Fair Labor Standards Act (Unpaid Internships)

Employers/Organizations must be aware of and ensure compliance with the Fair Labor Standards Act (FLSA), before classifying a student intern as an unpaid "trainee." If a student intern is considered an "employee" for purposes of the FLSA, then the employer must pay its student interns at least the minimum wage. The Department of Labor's Wage and Hour Division developed a six-factor test for determining whether workers are considered "trainees" under the FLSA: Under the Department of Labor’s Fair Labor Standards Act, six criteria have been instituted to define an unpaid intern. They are as follows:

  1. The training, even though it includes actual operations of the facilities of the employers, is similar to that which would be given in a vocational school.
  2. The training is for the benefit of the student.

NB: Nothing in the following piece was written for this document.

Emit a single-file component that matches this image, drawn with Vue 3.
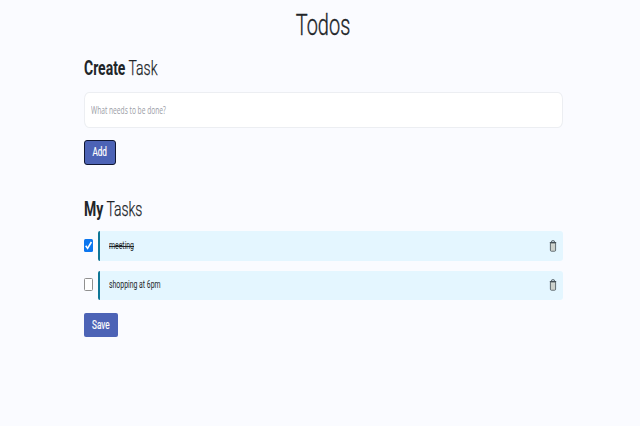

  3. The student does not displace a regular employee, but works under the close observation of a regular employee or supervisor.
  4. The employer provides the training and derives no immediate advantage from the activities of the student; and on occasion, the operations may actually be impeded by the training.
  5. The student is not necessarily entitled to a job at the conclusion of the training period.
  6. The employer and the student understand that the student is not entitled to wages for the time spent training.